We just couldn’t get the backing for years. Before that, things got in the way. I don’t mean negatively. There were issues and obligations and we had to wait for the technical to catch up.
It’s amazing how you get Pacino and De Niro to look decades younger in the film.
That was thanks to Industrial Light & Magic and visual effects supervisor Pablo Helman. I didn’t want to interfere with the actors talking with each other.
Pacino told a funny story that despite looking younger, he still had the walk of a 79-year-old guy until you both worked on changing it.
It was the first day I ever worked with Pacino and I said after a take where he had to appear 49, “It’s good, Al. We’ll maybe do one more. Remember you’re 49. Get out of the chair at that age.” We did the next take and Al said, “What did you think?” I had to say, “Okay, now you’re getting out of the chair at age 62, but we still gotta get down to age 49.” And the next take, he did it.
When did you first meet Pacino?
I first met Al in 1970, when he was directing this play called “Rats.” Francis Ford Coppola introduced us.
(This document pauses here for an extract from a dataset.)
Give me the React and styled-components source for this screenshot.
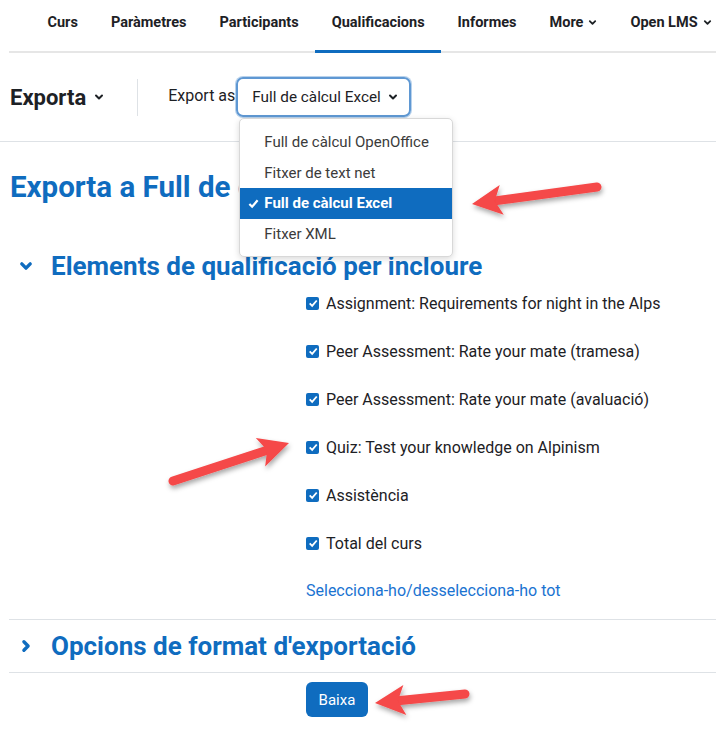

Al and I always said that we wanted to work together, but over the years, it just went differently. A few projects didn’t come to fruition. Then, I remember meeting with Al about six years ago in Beverly Hills about “The Irishman.” Al said, “Is this movie going to happen before we get any older?” I promised him, “Yes, it will.”
You credit asthma for your early love of movies.
I grew up in New York on Elizabeth Street. I saw everything from my bedroom window on the third floor because of asthma. I couldn’t run around like the other kids, so I’d sit in my room and look out the window. I’d imagine the stories going on below.
Is this where you got your early love of gangster stories?
My house was bounded from the East at that time by what they called Devil’s Mile bowery. On the West, it was called Murder Mile. Those were names given to those places over decades. They had to have elements of the dark side. That’s where I grew up, and it fascinated me.
Is it true that your father actually coined the term “goodfellas?”
Yeah, my father and (screenwriter) Nick Pileggi were talking. It was a mumbling, coded language. It was like, “Yeah, he’s okay He’s all right. He’s a good fella.” It sounded better than just saying, “He’s a wiseguy.”
What is one of your favorite memories of making “Raging Bull” with De Niro in 1980?
One day, we were at this gym on 14th Street in New York. Bob got in the ring with a big guy named Jimmy. I was just recuperating from a long period that was a desperate search as to what kind of film to make now. I just sat there at the gym and realized that you can’t just shoot a boxing scene. You have to design it all. Like choreography. For a moment, I just froze while they continued to fight. I was figuring it all out. Finally, Bob said to me, “Are you OK? And, by the way, I’m killing myself out here. Are you paying attention?”
“Casino” is the quintessential Vegas story.
We had these conversations that were almost philosophical on the set of “Casino.” We’d say, “God gave those characters this paradise of sin. He gave them Vegas. And they still screwed it up and got cast out of paradise.” We used to sit around and talk about what that meant.
What does it mean?
That movie still reminds me of the story Nick used to tell us about a guy in the old neighborhood who was a thief. He would go to church a lot and pray to God to give him the strength to steal some more. He would say, “Please God. I have to work. It’s all I know!” The way those guys were in “Casino” … it was all they knew.
Why do audiences love the depraved characters the most?
I think everyone likes to explore the darker side of human nature in a film because then you don’t have to live it in real life.